Thank you--It's been addressed!
Noted, thank you! We have made that edit.
This is dope.
What this makes me think of is responsibility and responsible art-making. We know whose responsibility it is to choose plays for the season. To cast it. To direct it. To promote it.
But who's responsibility is it to create safe space? Provide resources in the rehearsal room for personal and transgenerational (epigenetic) trauma? To diversify the audience base? To maybe even change the cost that audiences pay (monetary) to one of personal cost, specifically theatres with a historically and consistently predominately white audience base (which are most). And what does that look like? I dunno, being required to write a brief 300 word essay on the subject matter to enter and having that grade affect your ticket price? Burning a baby picture before the show? Reconfiguring talkbacks? Like I said, I dunno. I do know getting paid for my pain can sometimes feel exploitative when not met with understanding. And although money can buy therapy, hospital visits, that pint of ice cream, I do not perform with the primary goal for money (though I do expect to get paid). I can't speak for all artists, but after witnessing the power of storytelling to sway culture and community, I do it for the impact, especially if I've agreed to share my pain...so whose responsibility is it to maximize that impact? Should that be the goal or compromise for this kind of work?
I believe our pain has a place onstage because sometimes for me it is the most visceral way to recognize it in myself and in others (empathy). But I also believe that it must not needs live perpetually center stage and without support.

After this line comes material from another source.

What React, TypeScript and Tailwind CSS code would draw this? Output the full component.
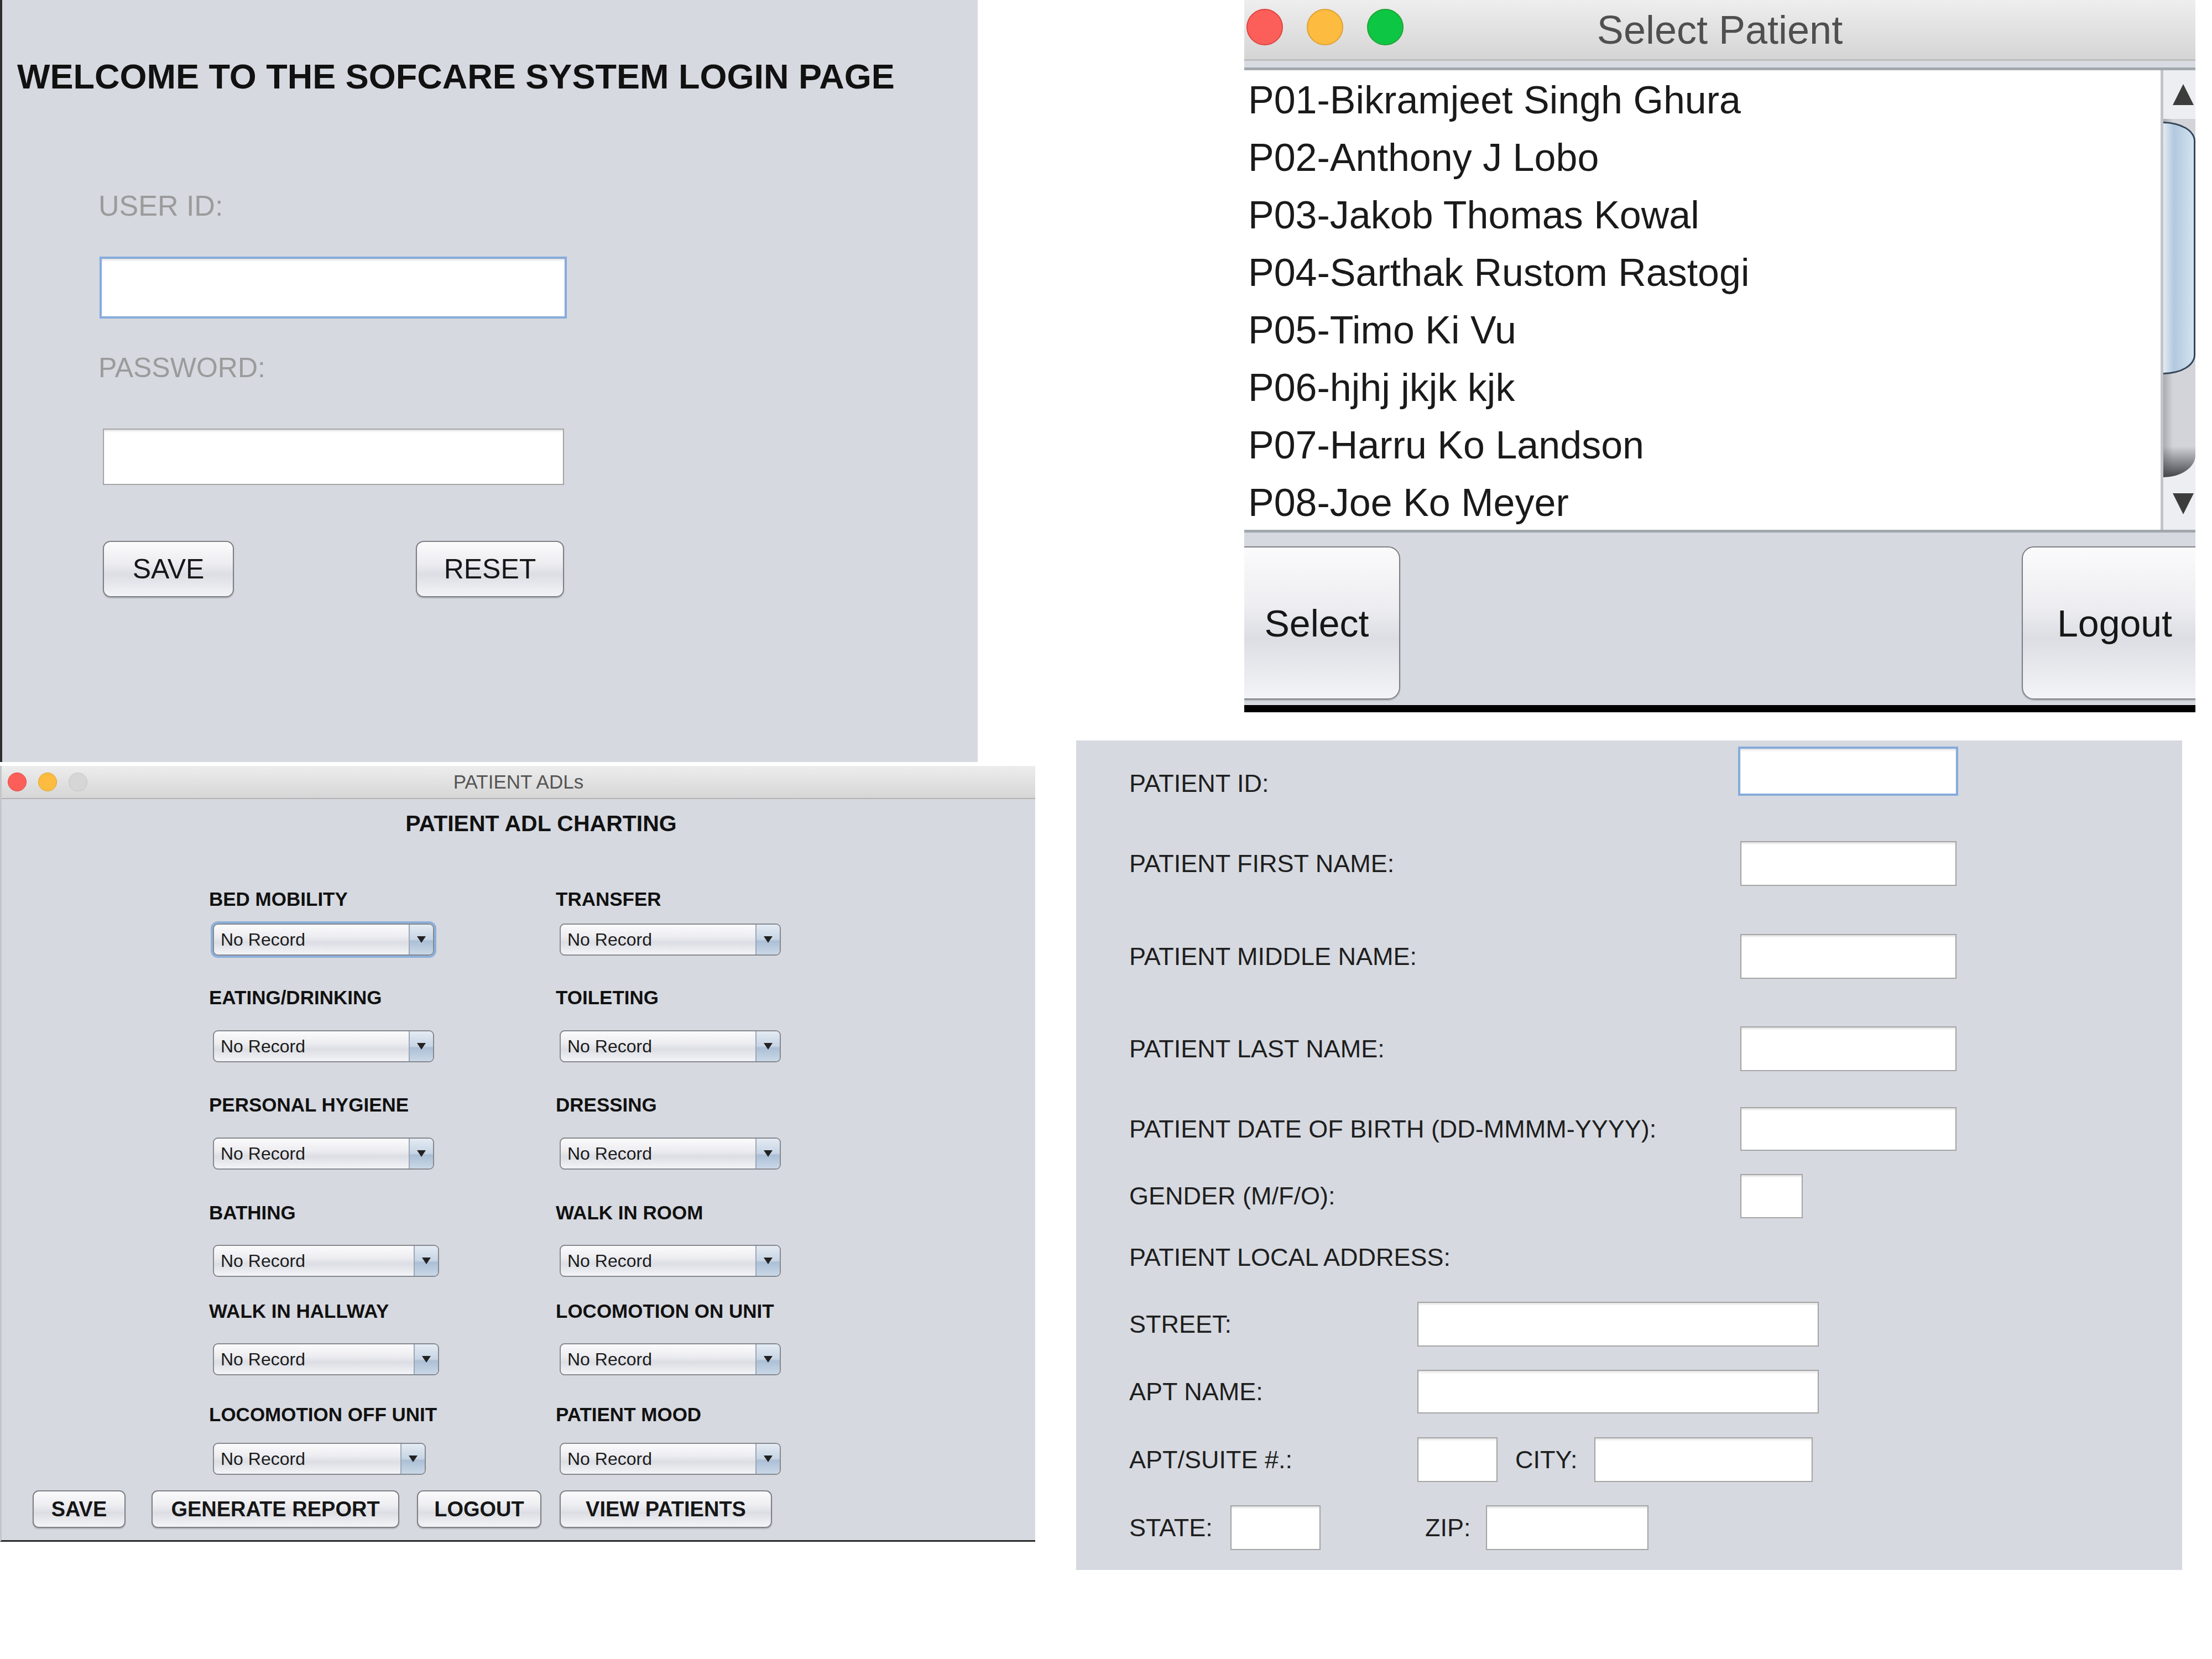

This is an idea I know you and someone else mentioned before, but having a therapist and maybe even a historical, social or statistical expert present could help bring accuracy, truth, accountability, and safety to the rehearsal room. I think that as we unearth new traumas, begin giving our stories new light, and add new bodies to the stage we must alter the system that used to house bodies and stories that weren't our own. Meaning, I think we need new positions and even professions within the theatre. Or at the very least, to broaden the scope and responsibilities of the ones that currently exist. I'm not sure what those positions look like (outside of EDI practitioners in theatres), but I think that's because they should change, vary, and depend on the work that's being made. The same way you'd call a fight choreographer to provide safety and structure to an otherwise dangerous and unmitigated section of physical violence, why not give our minds the same solace? Who is responsible for this?
Also, again, this was dope and thank you for giving voice.
Thank you for adding more insight. You know I believe that coming up with a plan of action is a crucial step to any issue. I appreciate you!